Here's an uncomfortable truth I learned the hard way: the cheapest quote for Burnham boiler parts is almost always a trap. I'm not talking about a small markup. I'm talking about getting stuck with the wrong parts, delayed shipments, and vendors who vanish when something goes wrong. After five years of managing HVAC purchasing for a 200-person facility, I've learned that a transparent, slightly higher upfront price is cheaper in the long run than a lowball number that hides a dozen fees and headaches.

The 'Great Deal' That Wasn't

In my first year, I made the classic rookie mistake. We needed a replacement gas valve for a Burnham boiler—the main unit for our office building. I found a supplier online who was $175 cheaper than our regular vendor. The price was so good I didn't ask the obvious questions. I just placed the order.

The valve arrived a day late (standard shipping, they said). And it was a version for a slightly different Burnham model. When I tried to send it back, I discovered the vendor's return policy required a 25% restocking fee (which they hadn't mentioned). Between the rush shipping for the correct part from our regular supplier and the restocking fee, that original 'savings' evaporated. I ended up costing the company about $300 more than if I'd just bought from the trusted source.

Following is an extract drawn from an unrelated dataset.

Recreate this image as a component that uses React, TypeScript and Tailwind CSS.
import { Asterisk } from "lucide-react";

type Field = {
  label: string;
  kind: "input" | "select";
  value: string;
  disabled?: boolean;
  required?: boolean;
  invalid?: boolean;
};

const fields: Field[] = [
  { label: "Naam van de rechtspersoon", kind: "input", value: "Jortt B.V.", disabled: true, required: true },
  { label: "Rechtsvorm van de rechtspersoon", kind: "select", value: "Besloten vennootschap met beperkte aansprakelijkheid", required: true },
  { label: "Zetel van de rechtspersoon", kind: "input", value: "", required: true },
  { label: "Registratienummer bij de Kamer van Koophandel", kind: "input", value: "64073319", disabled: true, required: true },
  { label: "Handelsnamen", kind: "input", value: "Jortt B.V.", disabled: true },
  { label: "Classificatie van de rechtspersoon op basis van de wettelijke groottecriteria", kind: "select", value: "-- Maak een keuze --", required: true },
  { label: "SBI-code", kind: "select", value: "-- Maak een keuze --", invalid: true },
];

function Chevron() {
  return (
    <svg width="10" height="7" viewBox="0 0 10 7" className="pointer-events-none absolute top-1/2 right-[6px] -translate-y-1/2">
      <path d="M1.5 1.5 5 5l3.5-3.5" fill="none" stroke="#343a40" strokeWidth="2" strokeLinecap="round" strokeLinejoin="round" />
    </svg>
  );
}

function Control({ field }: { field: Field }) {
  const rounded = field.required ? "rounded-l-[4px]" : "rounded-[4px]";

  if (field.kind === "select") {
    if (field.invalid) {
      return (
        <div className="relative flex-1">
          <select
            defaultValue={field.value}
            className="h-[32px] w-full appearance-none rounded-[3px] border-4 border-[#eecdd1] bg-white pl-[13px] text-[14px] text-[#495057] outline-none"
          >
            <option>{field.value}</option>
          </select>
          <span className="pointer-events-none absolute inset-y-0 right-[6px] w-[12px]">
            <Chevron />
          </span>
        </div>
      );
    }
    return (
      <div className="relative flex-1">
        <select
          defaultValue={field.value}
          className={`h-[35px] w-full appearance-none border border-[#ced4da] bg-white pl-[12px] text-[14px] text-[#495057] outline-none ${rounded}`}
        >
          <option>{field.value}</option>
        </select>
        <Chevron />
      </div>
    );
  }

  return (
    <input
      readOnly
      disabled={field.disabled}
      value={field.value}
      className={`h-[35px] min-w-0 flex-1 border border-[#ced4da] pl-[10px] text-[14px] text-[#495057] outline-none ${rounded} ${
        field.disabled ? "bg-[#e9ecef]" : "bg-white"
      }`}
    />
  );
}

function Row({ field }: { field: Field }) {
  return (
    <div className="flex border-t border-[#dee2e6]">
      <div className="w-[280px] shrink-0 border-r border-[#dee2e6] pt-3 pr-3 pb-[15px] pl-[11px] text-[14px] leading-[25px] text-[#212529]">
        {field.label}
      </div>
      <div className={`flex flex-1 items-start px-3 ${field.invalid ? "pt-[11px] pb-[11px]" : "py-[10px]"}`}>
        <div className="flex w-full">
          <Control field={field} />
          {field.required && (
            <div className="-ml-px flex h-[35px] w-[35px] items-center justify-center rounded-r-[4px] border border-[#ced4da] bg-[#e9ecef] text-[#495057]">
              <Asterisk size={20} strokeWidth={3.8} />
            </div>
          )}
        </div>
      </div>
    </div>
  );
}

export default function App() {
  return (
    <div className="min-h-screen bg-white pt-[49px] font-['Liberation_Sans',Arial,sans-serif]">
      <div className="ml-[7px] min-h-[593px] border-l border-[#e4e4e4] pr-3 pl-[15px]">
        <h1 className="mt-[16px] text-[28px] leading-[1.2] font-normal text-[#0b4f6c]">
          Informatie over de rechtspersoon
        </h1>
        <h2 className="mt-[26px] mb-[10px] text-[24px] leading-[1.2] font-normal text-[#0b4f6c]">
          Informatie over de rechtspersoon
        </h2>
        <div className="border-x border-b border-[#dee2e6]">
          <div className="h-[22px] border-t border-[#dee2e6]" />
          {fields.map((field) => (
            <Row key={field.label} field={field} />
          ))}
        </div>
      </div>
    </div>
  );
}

What most people don't realize is that 'standard turnaround' often includes buffer time that vendors use to manage their production queue. It's not necessarily how long YOUR order takes. That 'lowest price' vendor was probably quoting their standard lead time, but without any priority for a single, small order like mine.

Three Hidden Costs in Every Low-Ball Burnham Quote

Look, I'm not saying you always need to pay top dollar. But I've learned to look for three specific things before comparing prices on Burnham gas boiler parts or baseboard radiators.

1. The 'What's Not Included' Trap
The lowest price might be for the part only. It won't include the gaskets, the o-rings, or the wiring harness you'll need to make it work. A transparent vendor will list these as 'recommended additional items' right in the quote. A cheap vendor waits until you realize you need them. I once ordered a pump assembly where the $150 price tag didn't include the $45 coupling. That felt intentional.

2. The Inventory Illusion
Some suppliers list low prices on parts they don't actually stock. When you order a Burnham radiator valve at that great price, they're sourcing it from a distributor after you pay. This adds days (or weeks) to the timeline. Now you're in a bind, and they have you over a barrel for a 'rush fee.' I've started asking one question upfront: 'Is this item in your warehouse, ready to ship?'

3. The Support Void
The vendor with the lowest price on an exhaust fan or a Lasko heater might not have a technical support team. When you need to know if that part is compatible with your 2021 Burnham boiler, they can't help. You waste hours calling other suppliers. A good vendor knows their product line well enough to say, 'That part is for Series 2, but yours is Series 3 so you'll need the adapter.' That knowledge saved me from ordering the wrong item at least three times last year.

How I Vet Suppliers Now

I don't just look at the total on the invoice. I look at their website for a proper 'terms & conditions' page. If they don't have clear return and warranty policies posted, I move on. Per FTC advertising guidelines, claims about pricing should be truthful and not misleading. But that's a minimum standard. I want them to proactively show me what's included.

Here's something vendors won't tell you: the first quote is almost never the final price for ongoing relationships. There's usually room for negotiation once you've proven you're a reliable customer. I've started building a relationship with one good, transparent supplier. I've told them, 'I process about 60-80 orders annually for our 3 locations. I will give you consistent business if your invoicing is clear and returns are simple.' They've worked with me on pricing because they trust I'll pay on time.

Real Talk: The 'Cheapest' Option Is Almost Never

I know the pressure to save money. In our 2024 vendor consolidation project, I was asked to cut 15% from our facilities budget. The first instinct is to find the cheapest source for every Burnham gas boiler part and baseboard radiator. But I argued—and I was right—that a 10% savings from a transparent vendor is better than a 25% savings from a shady one that might cost us a week of downtime.

You might think, 'Well, it's just a part. It's not that complicated.' But when a cheap exhaust fan fails in three months because it wasn't rated for our specific ductwork, or when a Lasko heater arrives and it's a grey market model with no warranty, those savings are gone. The reliable vendor who listed the full price up front? They also took the return no questions asked.

My Simple Rule for Buying Burnham

I now have a simple rule: the price quoted online is the starting point for my investigation, not the final decision. I want a quote that lists every component, every fee, and the exact shipping cost. If a vendor can't—or won't—give me that, I don't buy. Even if the total looks higher, it's the cost of doing business without hidden stress.

(As of early 2025, at least, this rule has never failed me. It didn't save me the most money on paper. It saved me the most stress, which is worth more to my department than the $300 I lost on that first bad deal.)